[Web page code records]

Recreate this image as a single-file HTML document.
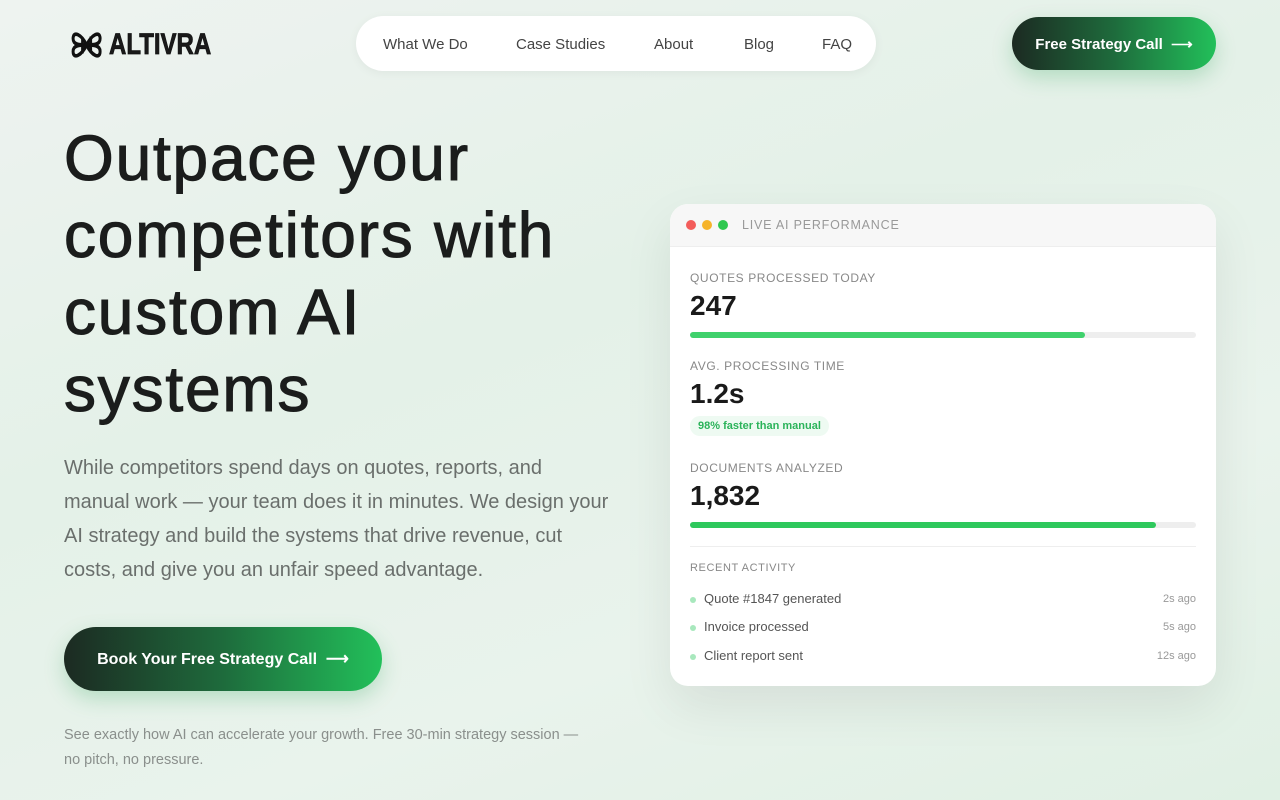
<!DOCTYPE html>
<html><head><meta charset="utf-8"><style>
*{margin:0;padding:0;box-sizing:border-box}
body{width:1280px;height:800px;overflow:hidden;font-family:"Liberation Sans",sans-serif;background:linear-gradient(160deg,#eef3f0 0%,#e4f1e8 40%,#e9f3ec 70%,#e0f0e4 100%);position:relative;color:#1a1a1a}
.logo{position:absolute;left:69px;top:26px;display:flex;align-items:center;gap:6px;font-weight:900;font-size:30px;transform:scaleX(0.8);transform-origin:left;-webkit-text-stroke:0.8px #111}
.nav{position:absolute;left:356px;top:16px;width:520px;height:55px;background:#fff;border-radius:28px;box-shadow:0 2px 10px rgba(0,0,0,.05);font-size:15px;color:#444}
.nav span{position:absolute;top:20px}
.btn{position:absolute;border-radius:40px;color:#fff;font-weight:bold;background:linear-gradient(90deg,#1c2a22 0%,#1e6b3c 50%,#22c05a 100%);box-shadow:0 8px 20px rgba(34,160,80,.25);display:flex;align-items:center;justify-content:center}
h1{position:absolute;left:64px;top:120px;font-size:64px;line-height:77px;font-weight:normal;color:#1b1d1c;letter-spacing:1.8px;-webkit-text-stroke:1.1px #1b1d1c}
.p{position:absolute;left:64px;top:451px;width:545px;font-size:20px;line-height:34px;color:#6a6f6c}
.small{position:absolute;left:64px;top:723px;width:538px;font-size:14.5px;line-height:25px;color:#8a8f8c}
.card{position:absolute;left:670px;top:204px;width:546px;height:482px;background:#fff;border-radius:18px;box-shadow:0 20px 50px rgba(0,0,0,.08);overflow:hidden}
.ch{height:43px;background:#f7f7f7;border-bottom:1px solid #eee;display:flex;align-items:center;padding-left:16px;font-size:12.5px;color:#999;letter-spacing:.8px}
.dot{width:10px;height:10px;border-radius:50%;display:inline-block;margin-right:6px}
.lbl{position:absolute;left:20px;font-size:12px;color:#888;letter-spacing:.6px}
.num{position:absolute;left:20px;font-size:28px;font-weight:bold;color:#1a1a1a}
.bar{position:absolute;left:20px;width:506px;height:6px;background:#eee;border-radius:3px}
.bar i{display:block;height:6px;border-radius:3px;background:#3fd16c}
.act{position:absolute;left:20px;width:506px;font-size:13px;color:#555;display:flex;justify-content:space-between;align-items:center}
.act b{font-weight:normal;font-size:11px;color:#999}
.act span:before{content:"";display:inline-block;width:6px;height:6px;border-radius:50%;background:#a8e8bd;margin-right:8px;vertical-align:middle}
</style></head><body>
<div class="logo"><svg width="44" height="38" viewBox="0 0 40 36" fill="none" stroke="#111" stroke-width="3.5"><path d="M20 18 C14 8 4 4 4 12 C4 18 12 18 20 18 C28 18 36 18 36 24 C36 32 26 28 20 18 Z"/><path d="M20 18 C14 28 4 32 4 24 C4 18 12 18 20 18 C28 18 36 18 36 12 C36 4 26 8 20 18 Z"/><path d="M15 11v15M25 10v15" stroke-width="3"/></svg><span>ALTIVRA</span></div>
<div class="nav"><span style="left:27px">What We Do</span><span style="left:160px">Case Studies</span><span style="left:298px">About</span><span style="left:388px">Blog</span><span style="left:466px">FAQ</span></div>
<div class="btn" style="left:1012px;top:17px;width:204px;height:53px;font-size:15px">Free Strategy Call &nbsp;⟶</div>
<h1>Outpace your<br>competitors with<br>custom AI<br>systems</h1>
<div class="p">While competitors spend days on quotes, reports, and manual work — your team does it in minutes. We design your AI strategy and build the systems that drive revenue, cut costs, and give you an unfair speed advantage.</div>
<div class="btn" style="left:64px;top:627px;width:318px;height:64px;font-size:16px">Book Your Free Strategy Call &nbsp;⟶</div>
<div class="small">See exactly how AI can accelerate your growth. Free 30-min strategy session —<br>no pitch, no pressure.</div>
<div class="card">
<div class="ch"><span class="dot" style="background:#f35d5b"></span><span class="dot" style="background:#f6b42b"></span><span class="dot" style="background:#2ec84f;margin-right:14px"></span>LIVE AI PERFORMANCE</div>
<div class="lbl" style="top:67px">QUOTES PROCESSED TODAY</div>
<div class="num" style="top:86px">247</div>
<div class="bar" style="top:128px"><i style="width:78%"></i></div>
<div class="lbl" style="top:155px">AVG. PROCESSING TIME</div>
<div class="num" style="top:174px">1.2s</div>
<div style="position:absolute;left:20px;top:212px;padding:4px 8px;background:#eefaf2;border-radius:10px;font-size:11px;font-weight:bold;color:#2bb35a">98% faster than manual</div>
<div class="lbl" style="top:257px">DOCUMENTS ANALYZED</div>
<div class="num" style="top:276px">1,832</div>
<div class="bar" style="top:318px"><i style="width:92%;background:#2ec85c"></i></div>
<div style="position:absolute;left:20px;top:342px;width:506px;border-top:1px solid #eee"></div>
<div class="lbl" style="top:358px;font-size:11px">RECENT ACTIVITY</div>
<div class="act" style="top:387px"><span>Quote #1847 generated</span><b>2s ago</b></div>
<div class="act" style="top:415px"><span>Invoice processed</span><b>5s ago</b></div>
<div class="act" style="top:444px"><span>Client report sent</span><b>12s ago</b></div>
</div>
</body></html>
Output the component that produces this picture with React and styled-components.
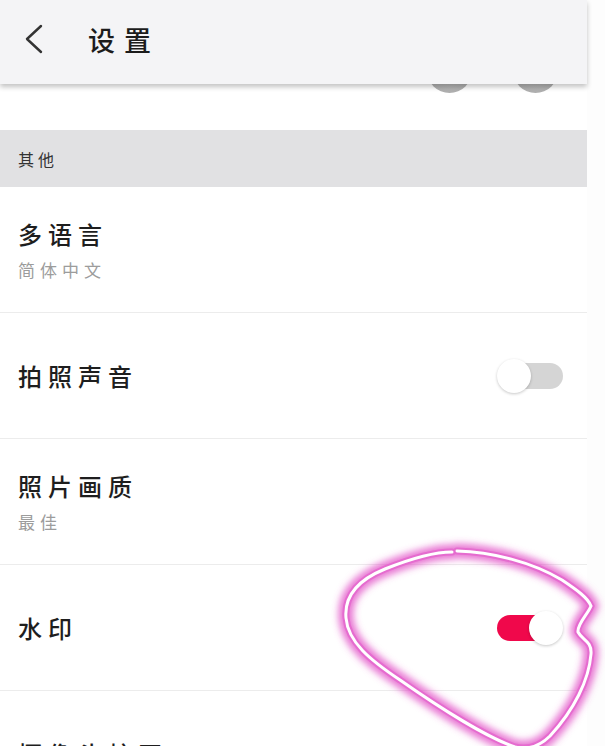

▶ **The task**:
Write out all the entries word for word, but skip any images.

▶ **Written solution**:
Recreate this image as a single-file HTML document.
<!DOCTYPE html>
<html><head><meta charset="utf-8"><style>
*{margin:0;padding:0;box-sizing:border-box}
body{width:1280px;height:800px;overflow:hidden;font-family:"Liberation Sans",sans-serif;background:linear-gradient(160deg,#eef3f0 0%,#e4f1e8 40%,#e9f3ec 70%,#e0f0e4 100%);position:relative;color:#1a1a1a}
.logo{position:absolute;left:69px;top:26px;display:flex;align-items:center;gap:6px;font-weight:900;font-size:30px;transform:scaleX(0.8);transform-origin:left;-webkit-text-stroke:0.8px #111}
.nav{position:absolute;left:356px;top:16px;width:520px;height:55px;background:#fff;border-radius:28px;box-shadow:0 2px 10px rgba(0,0,0,.05);font-size:15px;color:#444}
.nav span{position:absolute;top:20px}
.btn{position:absolute;border-radius:40px;color:#fff;font-weight:bold;background:linear-gradient(90deg,#1c2a22 0%,#1e6b3c 50%,#22c05a 100%);box-shadow:0 8px 20px rgba(34,160,80,.25);display:flex;align-items:center;justify-content:center}
h1{position:absolute;left:64px;top:120px;font-size:64px;line-height:77px;font-weight:normal;color:#1b1d1c;letter-spacing:1.8px;-webkit-text-stroke:1.1px #1b1d1c}
.p{position:absolute;left:64px;top:451px;width:545px;font-size:20px;line-height:34px;color:#6a6f6c}
.small{position:absolute;left:64px;top:723px;width:538px;font-size:14.5px;line-height:25px;color:#8a8f8c}
.card{position:absolute;left:670px;top:204px;width:546px;height:482px;background:#fff;border-radius:18px;box-shadow:0 20px 50px rgba(0,0,0,.08);overflow:hidden}
.ch{height:43px;background:#f7f7f7;border-bottom:1px solid #eee;display:flex;align-items:center;padding-left:16px;font-size:12.5px;color:#999;letter-spacing:.8px}
.dot{width:10px;height:10px;border-radius:50%;display:inline-block;margin-right:6px}
.lbl{position:absolute;left:20px;font-size:12px;color:#888;letter-spacing:.6px}
.num{position:absolute;left:20px;font-size:28px;font-weight:bold;color:#1a1a1a}
.bar{position:absolute;left:20px;width:506px;height:6px;background:#eee;border-radius:3px}
.bar i{display:block;height:6px;border-radius:3px;background:#3fd16c}
.act{position:absolute;left:20px;width:506px;font-size:13px;color:#555;display:flex;justify-content:space-between;align-items:center}
.act b{font-weight:normal;font-size:11px;color:#999}
.act span:before{content:"";display:inline-block;width:6px;height:6px;border-radius:50%;background:#a8e8bd;margin-right:8px;vertical-align:middle}
</style></head><body>
<div class="logo"><svg width="44" height="38" viewBox="0 0 40 36" fill="none" stroke="#111" stroke-width="3.5"><path d="M20 18 C14 8 4 4 4 12 C4 18 12 18 20 18 C28 18 36 18 36 24 C36 32 26 28 20 18 Z"/><path d="M20 18 C14 28 4 32 4 24 C4 18 12 18 20 18 C28 18 36 18 36 12 C36 4 26 8 20 18 Z"/><path d="M15 11v15M25 10v15" stroke-width="3"/></svg><span>ALTIVRA</span></div>
<div class="nav"><span style="left:27px">What We Do</span><span style="left:160px">Case Studies</span><span style="left:298px">About</span><span style="left:388px">Blog</span><span style="left:466px">FAQ</span></div>
<div class="btn" style="left:1012px;top:17px;width:204px;height:53px;font-size:15px">Free Strategy Call &nbsp;⟶</div>
<h1>Outpace your<br>competitors with<br>custom AI<br>systems</h1>
<div class="p">While competitors spend days on quotes, reports, and manual work — your team does it in minutes. We design your AI strategy and build the systems that drive revenue, cut costs, and give you an unfair speed advantage.</div>
<div class="btn" style="left:64px;top:627px;width:318px;height:64px;font-size:16px">Book Your Free Strategy Call &nbsp;⟶</div>
<div class="small">See exactly how AI can accelerate your growth. Free 30-min strategy session —<br>no pitch, no pressure.</div>
<div class="card">
<div class="ch"><span class="dot" style="background:#f35d5b"></span><span class="dot" style="background:#f6b42b"></span><span class="dot" style="background:#2ec84f;margin-right:14px"></span>LIVE AI PERFORMANCE</div>
<div class="lbl" style="top:67px">QUOTES PROCESSED TODAY</div>
<div class="num" style="top:86px">247</div>
<div class="bar" style="top:128px"><i style="width:78%"></i></div>
<div class="lbl" style="top:155px">AVG. PROCESSING TIME</div>
<div class="num" style="top:174px">1.2s</div>
<div style="position:absolute;left:20px;top:212px;padding:4px 8px;background:#eefaf2;border-radius:10px;font-size:11px;font-weight:bold;color:#2bb35a">98% faster than manual</div>
<div class="lbl" style="top:257px">DOCUMENTS ANALYZED</div>
<div class="num" style="top:276px">1,832</div>
<div class="bar" style="top:318px"><i style="width:92%;background:#2ec85c"></i></div>
<div style="position:absolute;left:20px;top:342px;width:506px;border-top:1px solid #eee"></div>
<div class="lbl" style="top:358px;font-size:11px">RECENT ACTIVITY</div>
<div class="act" style="top:387px"><span>Quote #1847 generated</span><b>2s ago</b></div>
<div class="act" style="top:415px"><span>Invoice processed</span><b>5s ago</b></div>
<div class="act" style="top:444px"><span>Client report sent</span><b>12s ago</b></div>
</div>
</body></html>
Output the component that produces this picture with React and styled-components.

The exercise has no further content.